Pauline Marois persiste et signe. Selon elle, on peut se demander si Jean Charest refuse de faire la lumière sur l'industrie de la construction parce qu'il ne veut pas «mordre la main qui le nourrit» en embarrassant des bailleurs de fonds du Parti libéral du Québec (PLQ), qui lui verse annuellement 75 000$.

«Mes propos n'ont pas dépassé ma pensée», a dit la chef péquiste en point de presse, hier, après avoir tenté sans conviction de nuancer ses propos de la veille. Des insinuations inusitées en ce qu'elles touchent l'intégrité personnelle de son adversaire.

Mme Marois a d'abord soutenu qu'elle avait, à plusieurs reprises au cours des dernières semaines à l'Assemblée nationale, interrogé M. Charest sur la provenance de cette allocation du PLQ, versée en sus de son salaire de premier ministre (183 000$).

Elle reconnaît ne pas avoir lié, jusqu'ici, la position du gouvernement sur une éventuelle enquête sur l'industrie de la construction à la rétribution qu'obtient M. Charest, mais Stéphane Bédard, son leader parlementaire, l'avait déjà fait, a-t-elle soutenu.

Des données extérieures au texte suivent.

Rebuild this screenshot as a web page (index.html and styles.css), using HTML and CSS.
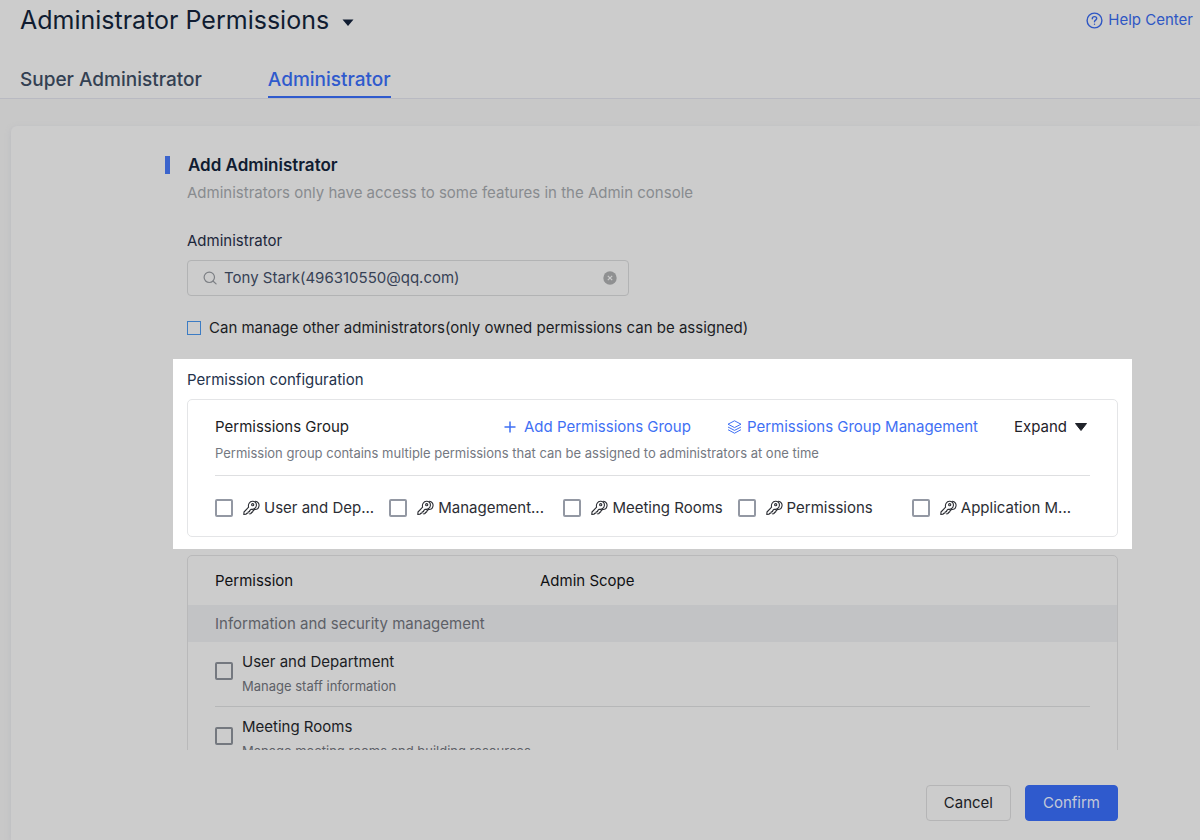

Elle a affirmé que la veille, devant les militants, elle s'était contentée de «poser des questions», sans catégoriquement accuser qui que ce soit. «On a posé la question... Est-ce que c'est normal quand on n'a pas de preuve?» a dit Mme Marois.

Le député de Richelieu, Sylvain Simard, a évité de répéter ces attaques personnelles. Il estime que la sortie de sa chef est «évidemment une attaque dure. Mais il n'y a rien de dramatique, et c'est (pour Jean Charest) le prix à payer pour son refus d'avoir une enquête libre sur la construction».

Mordre la main...

Devant 500 militants péquistes réunis en colloque à Lévis, samedi, Mme Marois a tenu des propos étonnants, insinuant que le premier ministre Charest refusait une enquête pour ne pas heurter des bailleurs de fonds qui contribuaient à son salaire.

C'est parce qu'il ne veut pas «mordre la main qui le nourrit» que Jean Charest refuse de lever le voile sur l'industrie de la construction, a-t-elle laissé tomber. «Il a empoché trois quarts de million (en 10 ans) versés par le Parti libéral. La question se pose: M. Charest, pour qui travaillez-vous? Travaillez-vous pour les Québécois qui paient votre salaire de premier ministre ou pour les amis du Parti libéral qui paient votre autre salaire?»

«Je pose la question. Est-ce qu'il serait possible que Jean Charest hésite à mordre la main qui le nourrit? Est-ce que cela expliquerait pourquoi le premier ministre refuse de déclencher une enquête publique sur l'industrie de la construction?» a-t-elle renchéri, jetant un lourd pavé devant des militants silencieux. Elle a enchaîné avec le refus du gouvernement de bloquer les «crapules» qui bénéficient des excédents payés pour les contrats de construction et ajouté qu'une odeur de corruption planait au-dessus du PLQ.

Plus tard, le leader parlementaire du PQ, Stéphane Bédard, a indiqué que «tout est correct du point de vue légal», et Mme Marois ne s'exposait pas à une accusation pour diffamation en raison de ses propos à l'égard de Jean Charest.